As we smooched old friends goodbye at the Red Circle Cafe Saturday night, realized that were it not for Y regulars Stefan Bucher and Petrula Vrontikis, we’d have never known about the wonder of Y. We thanked Terry “Stampy” McCaffrey for changing the way we think about those little perforated stickers. And we praised conference chair Adam Rowe, who has been doing this for an incredible seven years, although we’d like to offer one popular thought to mull over for the next year: 12 white guys and only two women?
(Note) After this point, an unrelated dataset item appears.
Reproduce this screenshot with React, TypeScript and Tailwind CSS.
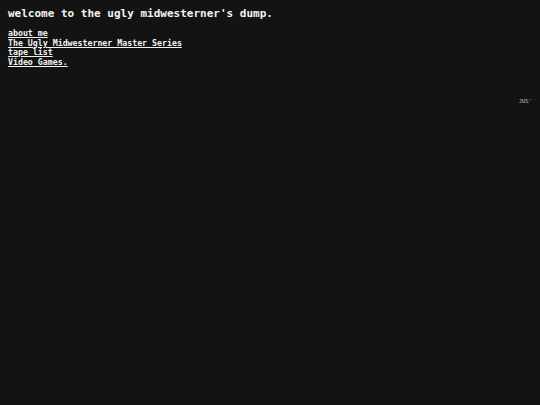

On our way out we were busy describing the plot of Idiocracy to Tucker Viemeister when his eyes drifted towards the ceiling. “It’s a shame we can’t get these guys some lightbulbs,” he said, as we followed his gaze to two burnt-out lights over the bar. Ah, the curse of the man who can do everything. Next to him was Mirko Ilic, forever cursed as the only man confident (European? crazy?) enough to take his shirt completely off while sunbathing in the lawn of the Joan B. Kroc Institute for Peace and Justice. We may have missed hearing Ilic speak, but it didn’t matter; he was pretty much presenting all weekend.

Finally, we got totally busted by our newest best friend Stefan Sagmeister who promised to bore us again and again with his deja vu-inducing presentation. We turned bright red and said that we didn’t think everyone felt that way, it was just that we happened to be at every single conference. “But so am I!” he laughed. Man, that Stefan Sagmeister is downright impossible not to look up to–and not just because he’s like seven feet tall.

So if Y was the question, what was the answer, you ask? Probably the most important thing we learned that when you Ask a Ninja (and believe us, we did), the answer is most likely going to be “Thomas Kinkade.” See you next year.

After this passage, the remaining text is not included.